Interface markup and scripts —
***
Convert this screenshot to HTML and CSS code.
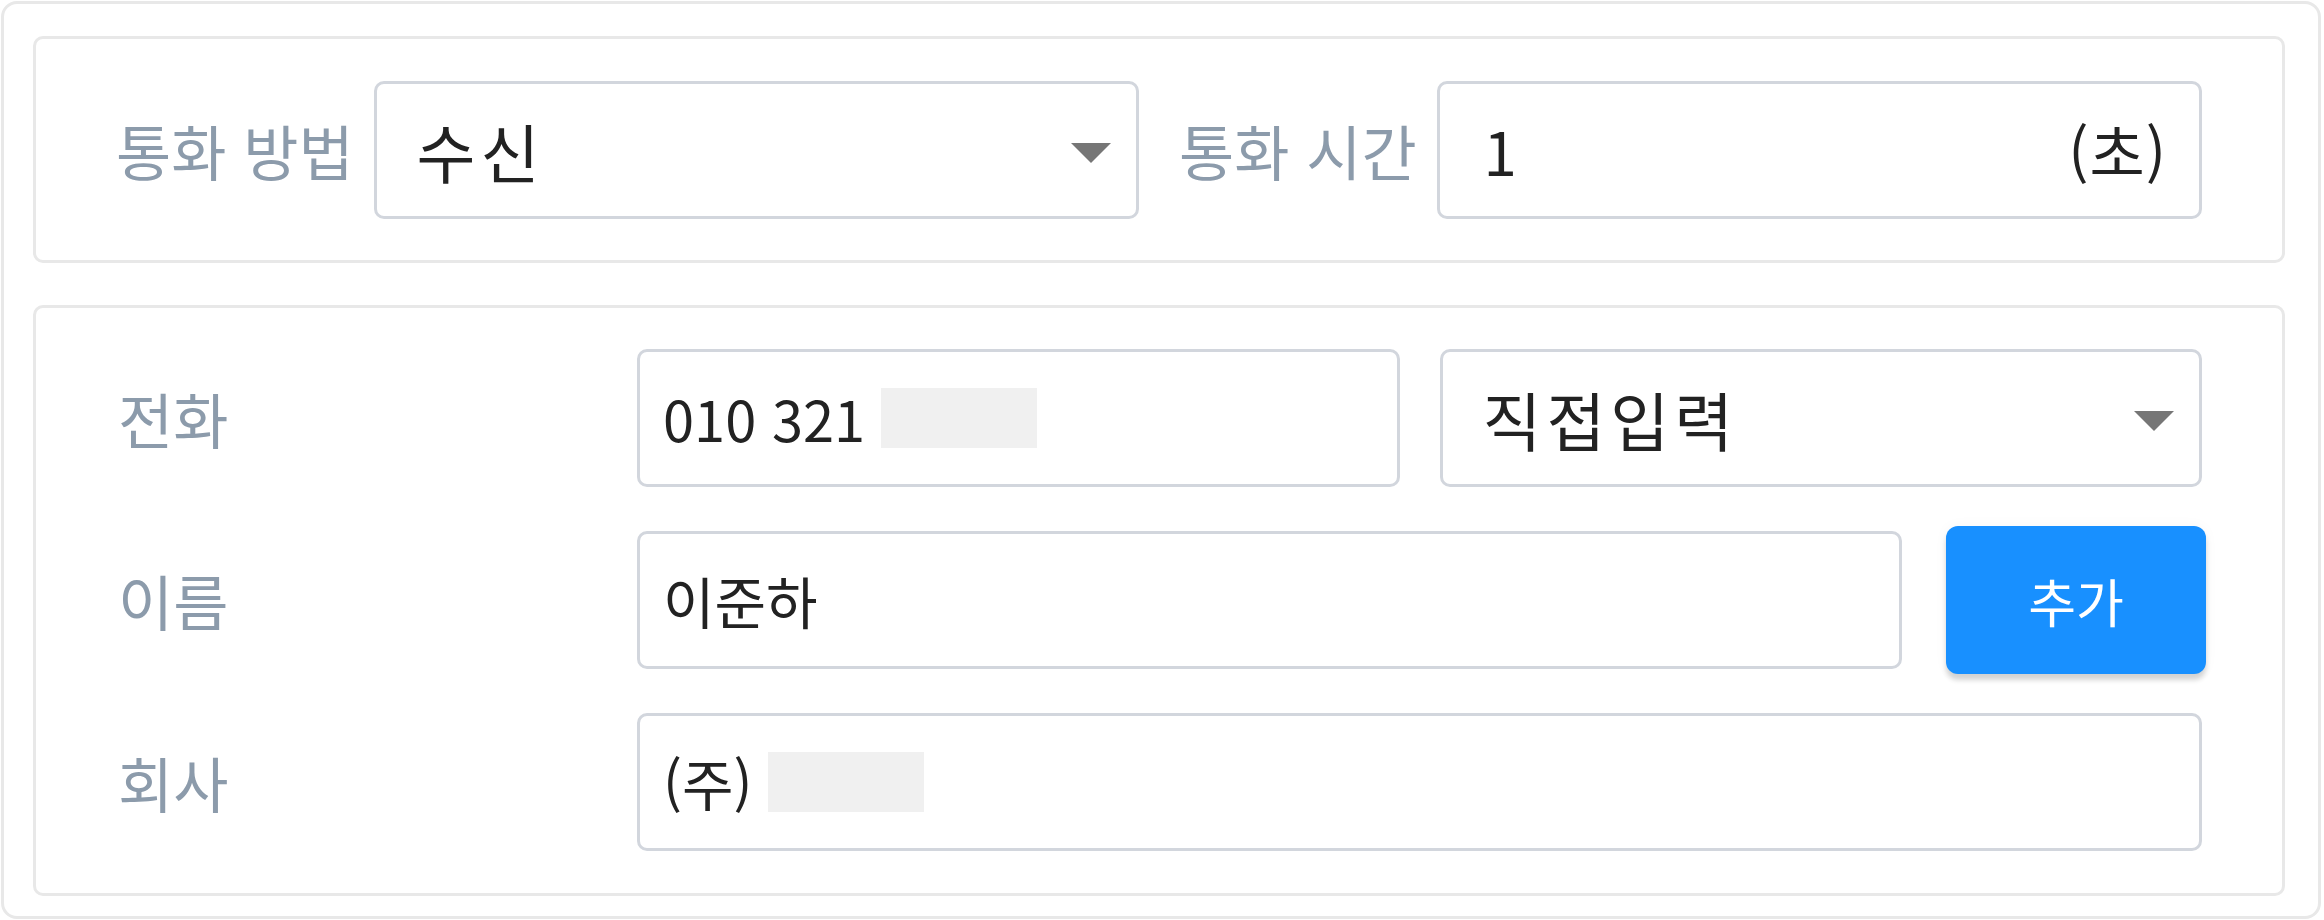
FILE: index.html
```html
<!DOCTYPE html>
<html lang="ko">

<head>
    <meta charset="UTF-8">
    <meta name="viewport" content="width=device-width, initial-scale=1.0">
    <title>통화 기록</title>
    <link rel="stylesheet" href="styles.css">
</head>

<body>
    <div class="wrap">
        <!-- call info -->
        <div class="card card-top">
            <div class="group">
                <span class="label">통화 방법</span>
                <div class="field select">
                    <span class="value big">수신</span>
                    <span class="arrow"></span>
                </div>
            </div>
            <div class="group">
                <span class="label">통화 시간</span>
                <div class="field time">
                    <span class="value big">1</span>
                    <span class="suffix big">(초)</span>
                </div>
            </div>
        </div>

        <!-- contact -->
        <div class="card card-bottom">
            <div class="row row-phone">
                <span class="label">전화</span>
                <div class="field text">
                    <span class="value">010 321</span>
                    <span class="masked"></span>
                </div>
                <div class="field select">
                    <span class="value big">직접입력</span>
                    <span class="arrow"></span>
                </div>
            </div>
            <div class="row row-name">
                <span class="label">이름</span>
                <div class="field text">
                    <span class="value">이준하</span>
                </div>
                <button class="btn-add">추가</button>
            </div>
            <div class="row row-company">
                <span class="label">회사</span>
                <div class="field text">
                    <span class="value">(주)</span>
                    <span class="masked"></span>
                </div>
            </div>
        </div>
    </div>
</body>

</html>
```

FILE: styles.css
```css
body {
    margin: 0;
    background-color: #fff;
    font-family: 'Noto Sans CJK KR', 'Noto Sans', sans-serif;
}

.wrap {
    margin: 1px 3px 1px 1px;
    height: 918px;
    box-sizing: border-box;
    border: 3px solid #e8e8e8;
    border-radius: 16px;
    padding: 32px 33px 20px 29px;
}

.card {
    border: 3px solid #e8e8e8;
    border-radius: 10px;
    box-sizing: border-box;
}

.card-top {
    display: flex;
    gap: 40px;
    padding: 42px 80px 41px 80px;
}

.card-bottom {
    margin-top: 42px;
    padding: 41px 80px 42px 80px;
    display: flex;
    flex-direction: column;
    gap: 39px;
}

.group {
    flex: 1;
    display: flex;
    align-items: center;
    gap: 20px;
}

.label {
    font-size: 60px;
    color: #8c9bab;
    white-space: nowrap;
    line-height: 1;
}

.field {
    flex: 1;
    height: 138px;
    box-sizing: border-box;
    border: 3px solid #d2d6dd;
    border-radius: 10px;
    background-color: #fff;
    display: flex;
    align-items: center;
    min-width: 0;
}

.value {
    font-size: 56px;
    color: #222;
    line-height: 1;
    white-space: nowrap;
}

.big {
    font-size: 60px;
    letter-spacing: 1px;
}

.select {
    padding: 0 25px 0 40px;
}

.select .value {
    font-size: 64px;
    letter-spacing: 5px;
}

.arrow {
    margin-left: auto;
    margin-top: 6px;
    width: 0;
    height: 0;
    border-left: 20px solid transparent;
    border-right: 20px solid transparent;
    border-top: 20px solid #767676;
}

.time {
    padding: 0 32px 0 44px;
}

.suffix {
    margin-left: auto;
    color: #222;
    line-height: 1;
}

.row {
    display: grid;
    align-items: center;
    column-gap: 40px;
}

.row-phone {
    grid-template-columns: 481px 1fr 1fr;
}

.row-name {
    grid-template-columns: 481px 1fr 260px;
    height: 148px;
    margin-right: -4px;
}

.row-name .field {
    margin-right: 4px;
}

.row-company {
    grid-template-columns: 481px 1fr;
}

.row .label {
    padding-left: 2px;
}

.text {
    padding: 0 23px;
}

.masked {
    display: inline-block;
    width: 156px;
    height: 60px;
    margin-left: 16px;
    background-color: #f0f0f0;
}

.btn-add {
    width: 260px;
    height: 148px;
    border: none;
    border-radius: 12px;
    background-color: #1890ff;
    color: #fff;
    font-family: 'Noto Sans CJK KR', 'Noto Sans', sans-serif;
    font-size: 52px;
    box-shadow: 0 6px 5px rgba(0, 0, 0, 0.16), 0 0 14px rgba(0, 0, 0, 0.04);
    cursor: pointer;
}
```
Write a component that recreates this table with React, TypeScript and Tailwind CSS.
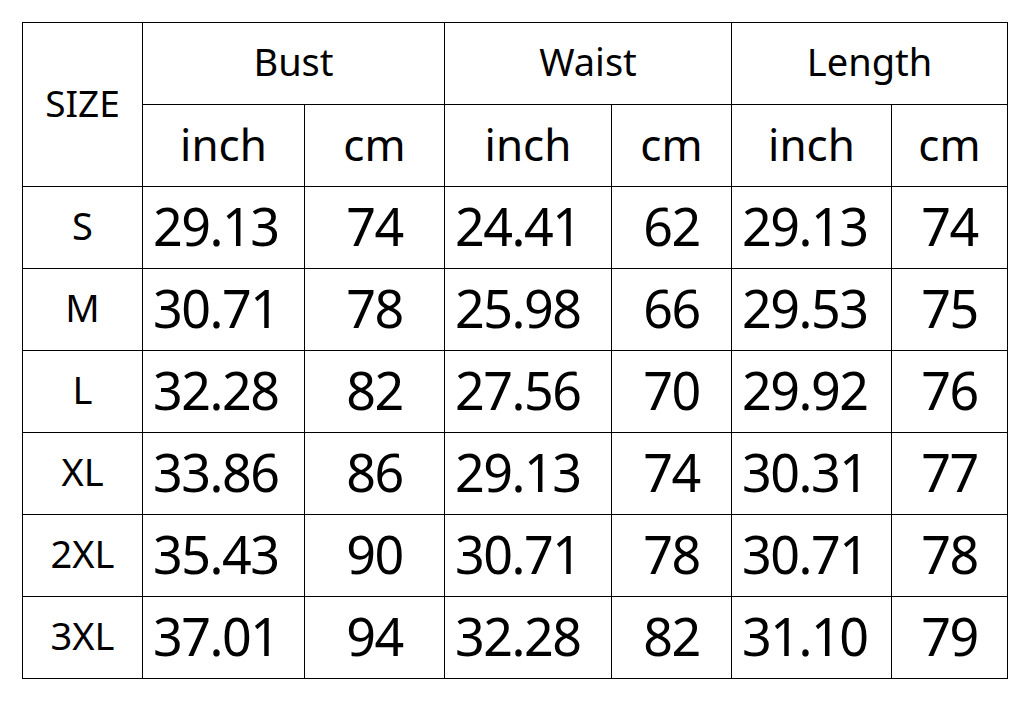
***
The task — Leave out the pictures and print each record exactly as it stands.

Exercise result —
Convert this screenshot to HTML and CSS code.
FILE: index.html
```html
<!DOCTYPE html>
<html lang="ko">

<head>
    <meta charset="UTF-8">
    <meta name="viewport" content="width=device-width, initial-scale=1.0">
    <title>통화 기록</title>
    <link rel="stylesheet" href="styles.css">
</head>

<body>
    <div class="wrap">
        <!-- call info -->
        <div class="card card-top">
            <div class="group">
                <span class="label">통화 방법</span>
                <div class="field select">
                    <span class="value big">수신</span>
                    <span class="arrow"></span>
                </div>
            </div>
            <div class="group">
                <span class="label">통화 시간</span>
                <div class="field time">
                    <span class="value big">1</span>
                    <span class="suffix big">(초)</span>
                </div>
            </div>
        </div>

        <!-- contact -->
        <div class="card card-bottom">
            <div class="row row-phone">
                <span class="label">전화</span>
                <div class="field text">
                    <span class="value">010 321</span>
                    <span class="masked"></span>
                </div>
                <div class="field select">
                    <span class="value big">직접입력</span>
                    <span class="arrow"></span>
                </div>
            </div>
            <div class="row row-name">
                <span class="label">이름</span>
                <div class="field text">
                    <span class="value">이준하</span>
                </div>
                <button class="btn-add">추가</button>
            </div>
            <div class="row row-company">
                <span class="label">회사</span>
                <div class="field text">
                    <span class="value">(주)</span>
                    <span class="masked"></span>
                </div>
            </div>
        </div>
    </div>
</body>

</html>
```

FILE: styles.css
```css
body {
    margin: 0;
    background-color: #fff;
    font-family: 'Noto Sans CJK KR', 'Noto Sans', sans-serif;
}

.wrap {
    margin: 1px 3px 1px 1px;
    height: 918px;
    box-sizing: border-box;
    border: 3px solid #e8e8e8;
    border-radius: 16px;
    padding: 32px 33px 20px 29px;
}

.card {
    border: 3px solid #e8e8e8;
    border-radius: 10px;
    box-sizing: border-box;
}

.card-top {
    display: flex;
    gap: 40px;
    padding: 42px 80px 41px 80px;
}

.card-bottom {
    margin-top: 42px;
    padding: 41px 80px 42px 80px;
    display: flex;
    flex-direction: column;
    gap: 39px;
}

.group {
    flex: 1;
    display: flex;
    align-items: center;
    gap: 20px;
}

.label {
    font-size: 60px;
    color: #8c9bab;
    white-space: nowrap;
    line-height: 1;
}

.field {
    flex: 1;
    height: 138px;
    box-sizing: border-box;
    border: 3px solid #d2d6dd;
    border-radius: 10px;
    background-color: #fff;
    display: flex;
    align-items: center;
    min-width: 0;
}

.value {
    font-size: 56px;
    color: #222;
    line-height: 1;
    white-space: nowrap;
}

.big {
    font-size: 60px;
    letter-spacing: 1px;
}

.select {
    padding: 0 25px 0 40px;
}

.select .value {
    font-size: 64px;
    letter-spacing: 5px;
}

.arrow {
    margin-left: auto;
    margin-top: 6px;
    width: 0;
    height: 0;
    border-left: 20px solid transparent;
    border-right: 20px solid transparent;
    border-top: 20px solid #767676;
}

.time {
    padding: 0 32px 0 44px;
}

.suffix {
    margin-left: auto;
    color: #222;
    line-height: 1;
}

.row {
    display: grid;
    align-items: center;
    column-gap: 40px;
}

.row-phone {
    grid-template-columns: 481px 1fr 1fr;
}

.row-name {
    grid-template-columns: 481px 1fr 260px;
    height: 148px;
    margin-right: -4px;
}

.row-name .field {
    margin-right: 4px;
}

.row-company {
    grid-template-columns: 481px 1fr;
}

.row .label {
    padding-left: 2px;
}

.text {
    padding: 0 23px;
}

.masked {
    display: inline-block;
    width: 156px;
    height: 60px;
    margin-left: 16px;
    background-color: #f0f0f0;
}

.btn-add {
    width: 260px;
    height: 148px;
    border: none;
    border-radius: 12px;
    background-color: #1890ff;
    color: #fff;
    font-family: 'Noto Sans CJK KR', 'Noto Sans', sans-serif;
    font-size: 52px;
    box-shadow: 0 6px 5px rgba(0, 0, 0, 0.16), 0 0 14px rgba(0, 0, 0, 0.04);
    cursor: pointer;
}
```
Write a component that recreates this table with React, TypeScript and Tailwind CSS.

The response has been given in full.